Agir par le sport, l’égalité par le corps
Audrey s’appuie sur la pédagogie Freinet pour organiser chaque semaine un Conseil, espace de parole régulier entre élèves. Et depuis quinze ans, une problématique revient systématiquement : le partage de la cour, et notamment la place du foot.
Pour y répondre, elle a mis en place, dans son ancienne école, des ateliers de football réservés aux filles, en cycles 2 et 3 : tirs, dribbles, matchs…: l’objectif était de leur permettre de se sentir légitimes à jouer. Et ça a porté ses fruits : sur 250 élèves, 40 filles avaient participé.
Audrey en est convaincue : la clé, c’est le sport.
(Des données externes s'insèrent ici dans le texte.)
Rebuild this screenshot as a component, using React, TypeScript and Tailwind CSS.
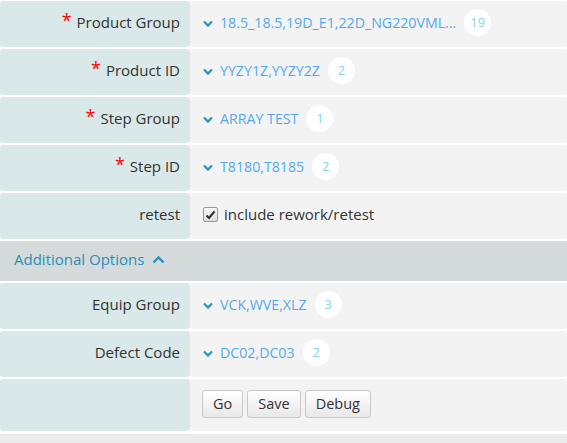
import React from "react";

const font = { fontFamily: '"Open Sans", "Noto Sans", sans-serif' };

function Chevron({ up = false, className = "" }: { up?: boolean; className?: string }) {
  return up ? (
    <svg width="13" height="9" viewBox="0 0 13 9" className={className}>
      <path d="M1.5 7.5 L6.5 2.5 L11.5 7.5" fill="none" stroke="currentColor" strokeWidth="2.4" />
    </svg>
  ) : (
    <svg width="10" height="7" viewBox="0 0 10 7" className={className}>
      <path d="M1 1.5 L5 5.5 L9 1.5" fill="none" stroke="currentColor" strokeWidth="2.4" />
    </svg>
  );
}

function Row({
  label,
  required = false,
  children,
  h = "h-[46px]",
}: {
  label?: string;
  required?: boolean;
  children: React.ReactNode;
  h?: string;
}) {
  return (
    <div className={`flex ${h} mt-[2px]`}>
      <div className="w-[190px] shrink-0 bg-[#d9e8e8] rounded-[3px] flex items-center justify-end pr-[10px] pb-[3px] text-[15px] text-[#333]">
        {required && (
          <span className="text-[#ff0000] text-[18px] leading-none mr-[5px] relative top-[-3px]">*</span>
        )}
        {label}
      </div>
      <div className="flex-1 bg-[#f3f3f3] rounded-[3px] flex items-center pl-[13px] pb-[3px] text-[15px]">
        {children}
      </div>
    </div>
  );
}

function Select({ value, count }: { value: string; count: string }) {
  return (
    <div className="flex items-center">
      <Chevron className="text-[#2f95bb] mr-[7px] relative top-[1px]" />
      <span className="text-[#55a9ef] text-[14.2px]">{value}</span>
      <span className="ml-[8px] w-[27px] h-[27px] rounded-full bg-white flex items-center justify-center text-[13px] text-[#7fd4ea]">
        {count}
      </span>
    </div>
  );
}

function Btn({ children }: { children: React.ReactNode }) {
  return (
    <button className="h-[28px] px-[10px] rounded-[3px] border border-[#c8c8c8] bg-gradient-to-b from-[#ffffff] to-[#e8e8e8] text-[14.5px] text-[#333]">
      {children}
    </button>
  );
}

export default function App() {
  return (
    <div className="w-[567px] h-[443px] bg-white overflow-hidden" style={font}>
      <div className="mt-[-1px]">
        <Row label="Product Group" required>
          <Select value="18.5_18.5,19D_E1,22D_NG220VML..." count="19" />
        </Row>
        <Row label="Product ID" required>
          <Select value="YYZY1Z,YYZY2Z" count="2" />
        </Row>
        <Row label="Step Group" required>
          <Select value="ARRAY TEST" count="1" />
        </Row>
        <Row label="Step ID" required>
          <Select value="T8180,T8185" count="2" />
        </Row>
        <Row label="retest">
          <div className="flex items-center">
            <span className="w-[15px] h-[15px] border border-[#9a9a9a] rounded-[2px] bg-gradient-to-b from-[#fafafa] to-[#dcdcdc] flex items-center justify-center">
              <svg width="11" height="10" viewBox="0 0 11 10">
                <path d="M1.5 5.5 L4 8 L9.5 1.5" fill="none" stroke="#333" strokeWidth="2.2" />
              </svg>
            </span>
            <span className="ml-[6px] text-[#333]">include rework/retest</span>
          </div>
        </Row>
        <div className="mt-[2px] h-[40px] bg-[#d5dbdb] flex items-center pl-[14px] pb-[3px] text-[15px] text-[#2a8fbd]">
          Additional Options
          <Chevron up className="ml-[8px]" />
        </div>
        <Row label="Equip Group">
          <Select value="VCK,WVE,XLZ" count="3" />
        </Row>
        <Row label="Defect Code">
          <Select value="DC02,DC03" count="2" />
        </Row>
        <Row h="h-[52px]">
          <div className="flex gap-[4px] ml-[-1px] mt-[1px]">
            <Btn>Go</Btn>
            <Btn>Save</Btn>
            <Btn>Debug</Btn>
          </div>
        </Row>
        <div className="mt-[3px] h-[20px] bg-[#ebebeb]" />
      </div>
    </div>
  );
}
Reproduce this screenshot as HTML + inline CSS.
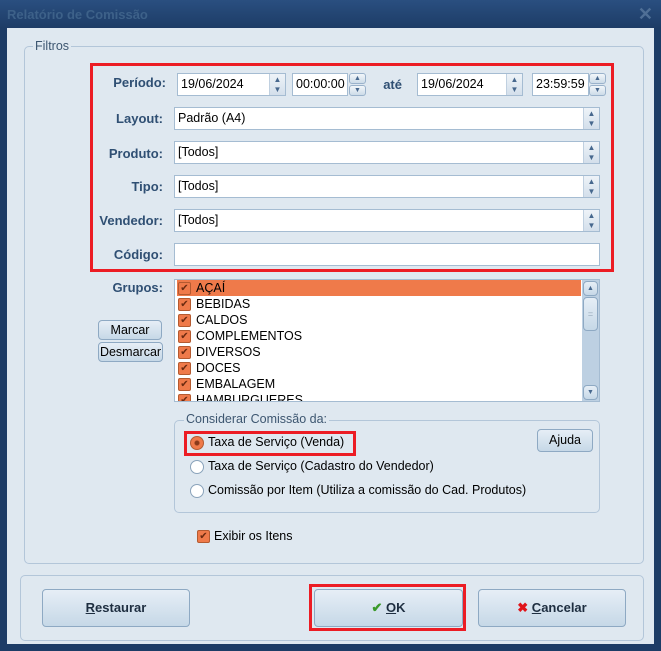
<!DOCTYPE html>
<html><head><meta charset="utf-8"><style>
*{box-sizing:border-box;margin:0;padding:0}
body{width:661px;height:651px;background:#1d3c66;font-family:"Liberation Sans",sans-serif;font-size:12.5px;color:#000;position:relative;overflow:hidden}
.a{position:absolute}
.title{left:0;top:0;width:661px;height:28px;background:linear-gradient(#2a4f80,#1d3c66);}
.title span{position:absolute;left:7px;top:7px;color:#3d6189;font-weight:bold;font-size:13px}
.x{right:8px;top:4px;color:#4f6f96;font-size:18px;font-weight:bold}
.client{left:7px;top:28px;width:647px;height:616px;background:#dfe8f0}
.grp{border:1px solid #b3c6d9;border-radius:5px}
.lbl{color:#2f4f73;font-weight:bold;text-align:right;width:80px;font-size:13px}
.inp{background:#fff;border:1px solid #a5bcd2;height:23px;line-height:21px;padding-left:3px}
.spin{position:absolute;right:0;top:0;width:16px;height:100%;background:linear-gradient(#eef3f8,#d3dfeb);border-left:1px solid #c0d0e0;color:#47688e;font-size:8px;text-align:center;line-height:10px;padding-top:1px}
.sp2{position:absolute;right:0;width:17px;height:11px;background:linear-gradient(#f2f6fa,#cddbe8);border:1px solid #9ab2cb;border-radius:3px;color:#47688e;font-size:7px;text-align:center;line-height:9px}
.btn{background:linear-gradient(#e6eef6,#c6d8e7);border:1px solid #8ea9c3;border-radius:4px;text-align:center}
.red{border:3px solid #ec1c24}
.cb{width:13px;height:13px;background:#ef7a4a;border:1px solid #b45a30;border-radius:2px;color:#6b2a10;font-size:10px;line-height:11px;text-align:center}
.li{position:absolute;left:2px;height:16px;line-height:16px;width:404px}
.li .cb{position:absolute;left:1px;top:2px}
.li span{position:absolute;left:19px}
.rad{width:14px;height:14px;border-radius:50%;background:#fff;border:1px solid #8aa3bb}
</style></head><body>
<div class="a title"><span>Relatório de Comissão</span><div class="a x">✕</div></div>
<div class="a client"></div>
<div class="a grp" style="left:24px;top:46px;width:620px;height:518px"></div>
<div class="a" style="left:33px;top:39px;background:#dfe8f0;color:#3d5670;padding:0 2px">Filtros</div>
<div class="a red" style="left:90px;top:63px;width:524px;height:209px"></div>

<div class="a lbl" style="left:86px;top:75px">Período:</div>
<div class="a inp" style="left:177px;top:73px;width:109px">19/06/2024<div class="spin">▲<br>▼</div></div>
<div class="a inp" style="left:292px;top:73px;width:56px">00:00:00</div>
<div class="a sp2" style="left:349px;top:73px">▲</div><div class="a sp2" style="left:349px;top:85px">▼</div>
<div class="a lbl" style="left:349px;top:77px;width:53px">até</div>
<div class="a inp" style="left:417px;top:73px;width:106px">19/06/2024<div class="spin">▲<br>▼</div></div>
<div class="a inp" style="left:532px;top:73px;width:57px">23:59:59</div>
<div class="a sp2" style="left:589px;top:73px">▲</div><div class="a sp2" style="left:589px;top:85px">▼</div>

<div class="a lbl" style="left:83px;top:111px">Layout:</div>
<div class="a inp" style="left:174px;top:107px;width:426px">Padrão (A4)<div class="spin">▲<br>▼</div></div>
<div class="a lbl" style="left:83px;top:146px">Produto:</div>
<div class="a inp" style="left:174px;top:141px;width:426px">[Todos]<div class="spin">▲<br>▼</div></div>
<div class="a lbl" style="left:83px;top:179px">Tipo:</div>
<div class="a inp" style="left:174px;top:175px;width:426px">[Todos]<div class="spin">▲<br>▼</div></div>
<div class="a lbl" style="left:83px;top:213px">Vendedor:</div>
<div class="a inp" style="left:174px;top:209px;width:426px">[Todos]<div class="spin">▲<br>▼</div></div>
<div class="a lbl" style="left:83px;top:247px">Código:</div>
<div class="a inp" style="left:174px;top:243px;width:426px"></div>

<div class="a lbl" style="left:83px;top:280px">Grupos:</div>
<div class="a btn" style="left:98px;top:320px;width:64px;height:20px;line-height:18px">Marcar</div>
<div class="a btn" style="left:98px;top:342px;width:65px;height:20px;line-height:18px">Desmarcar</div>
<div class="a" style="left:174px;top:279px;width:426px;height:123px;background:#fff;border:1px solid #a5bcd2;overflow:hidden">
<div class="li" style="top:0;background:#ef7a4a"><div class="cb">✔</div><span>AÇAÍ</span></div>
<div class="li" style="top:16px"><div class="cb">✔</div><span>BEBIDAS</span></div>
<div class="li" style="top:32px"><div class="cb">✔</div><span>CALDOS</span></div>
<div class="li" style="top:48px"><div class="cb">✔</div><span>COMPLEMENTOS</span></div>
<div class="li" style="top:64px"><div class="cb">✔</div><span>DIVERSOS</span></div>
<div class="li" style="top:80px"><div class="cb">✔</div><span>DOCES</span></div>
<div class="li" style="top:96px"><div class="cb">✔</div><span>EMBALAGEM</span></div>
<div class="li" style="top:112px"><div class="cb">✔</div><span>HAMBURGUERES</span></div>
<div class="a" style="left:407px;top:0;width:17px;height:121px;background:#bdd0e2">
<div class="a btn" style="left:1px;top:1px;width:15px;height:15px;font-size:7px;line-height:13px;color:#47688e">▲</div>
<div class="a btn" style="left:1px;top:17px;width:15px;height:34px;font-size:9px;line-height:32px;color:#9ab">=</div>
<div class="a btn" style="left:1px;top:105px;width:15px;height:15px;font-size:7px;line-height:13px;color:#47688e">▼</div>
</div></div>

<div class="a grp" style="left:174px;top:420px;width:426px;height:93px"></div>
<div class="a" style="left:184px;top:412px;background:#dfe8f0;color:#3d5670;padding:0 2px">Considerar Comissão da:</div>
<div class="a red" style="left:184px;top:431px;width:172px;height:25px"></div>
<div class="a rad" style="left:190px;top:436px;background:radial-gradient(#8a3a1a 2px,#ef7a4a 3px);border-color:#b45a30"></div>
<div class="a" style="left:208px;top:435px">Taxa de Serviço (Venda)</div>
<div class="a rad" style="left:190px;top:460px"></div>
<div class="a" style="left:208px;top:459px">Taxa de Serviço (Cadastro do Vendedor)</div>
<div class="a rad" style="left:190px;top:484px"></div>
<div class="a" style="left:208px;top:483px">Comissão por Item (Utiliza a comissão do Cad. Produtos)</div>
<div class="a btn" style="left:537px;top:429px;width:56px;height:23px;line-height:21px">Ajuda</div>
<div class="a cb" style="left:197px;top:530px">✔</div>
<div class="a" style="left:214px;top:529px">Exibir os Itens</div>

<div class="a grp" style="left:20px;top:575px;width:624px;height:66px"></div>
<div class="a btn" style="left:42px;top:589px;width:148px;height:38px;line-height:36px;font-weight:bold;color:#1e2e40;font-size:13px"><u>R</u>estaurar</div>
<div class="a red" style="left:309px;top:584px;width:157px;height:47px"></div>
<div class="a btn" style="left:314px;top:589px;width:149px;height:38px;line-height:36px;font-weight:bold;color:#1e2e40;font-size:13px"><span style="color:#3a9a2a">✔</span> <u>O</u>K</div>
<div class="a btn" style="left:478px;top:589px;width:148px;height:38px;line-height:36px;font-weight:bold;color:#1e2e40;font-size:13px"><span style="color:#e0141a">✖</span> <u>C</u>ancelar</div>
</body></html>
Elle veille à en faire tous les jours, en variant les activités : vélo, roller, sport collectif… « Je forme des groupes de niveau, je préviens les familles pour que les filles viennent avec une tenue confortable. Il faut qu’elles puissent se salir, bouger. »
Mais elle insiste : sans l’implication du périscolaire, tous ces efforts peuvent être réduits à néant. « Il faut du temps, de la cohérence, et un vrai travail d’équipe."
Ouvrir des espaces de parole, ne rien laisser passer
Face aux stéréotypes ordinaires (“les filles ne savent pas courir”, “il m’a traité de sorcière”...) Audrey ouvre systématiquement des espaces de discussion. « Il ne faut pas banaliser. Il faut poser des mots, écouter, et surtout ne pas donner des solutions toutes faites. Laisser les enfants les trouver, ça les rend acteurs. »
La littérature jeunesse est aussi un bon levier. Par exemple, la semaine dernière 2 élèves de ma classe ont décidé de lire à leurs camarades “Je me marierai avec Anna”, qui raconte l’histoire d’une fille qui veut se marier avec une autre fille.
« Il y a dix ans, on n’aurait pas pu en débattre. Deux filles l’ont choisi à la bibliothèque, et quand je leur ai demandé pourquoi, elles m’ont dit : “C’est important que tous les enfants sachent qu’ils ont le choix.” »
En classe, elle veille aussi à ce que l’égalité se joue dans les détails : responsabilités tournantes, réflexion sur les métiers, invitations de femmes rôle-modèles (ex : femme pompier), valorisation des compétences psychosociales...
Et les résultats sont là : « Une de mes élèves, très inhibée en début d’année, a fait un énorme bond en termes de confiance en soi. Sa mère l’a remarqué. »
Quels leviers pour diffuser ces pratiques plus largement ?
Pour Audrey, le premier levier, c’est la formation. Et elle est encore trop absente dans le premier degré. « Il n’y a pas de rejet de ces sujets, mais il n’y a pas non plus de soutien clair. On dit que c’est bien, mais on ne met rien en place. » Elle plaide pour une formation obligatoire, outillée et incarnée.
Elle recommande notamment l'ouvrage de Naïma Anka Idrissi, Fanny Gallot, Gaël Pasquier, Enseigner l’égalité filles-garçons.
Elle insiste aussi sur l’importance de travailler ces questions dès la maternelle : « Plus on agit tôt, plus les réflexes changent. »
Enfin, Audrey appelle à une dynamique collective : travailler en équipe avec les collègues, impliquer les parents, s’appuyer sur les animateurs périscolaires… et reconnaître ces pratiques dans le cadre de l’école. « Il faudrait des quotas paritaires, un vrai partenariat éducatif, des moyens. C’est une question de volonté politique. »
“L’égalité filles-garçons ne se décrète pas. Elle se construit pas à pas, jour après jour, en classe, dans la cour, dans les corps et dans les mots.”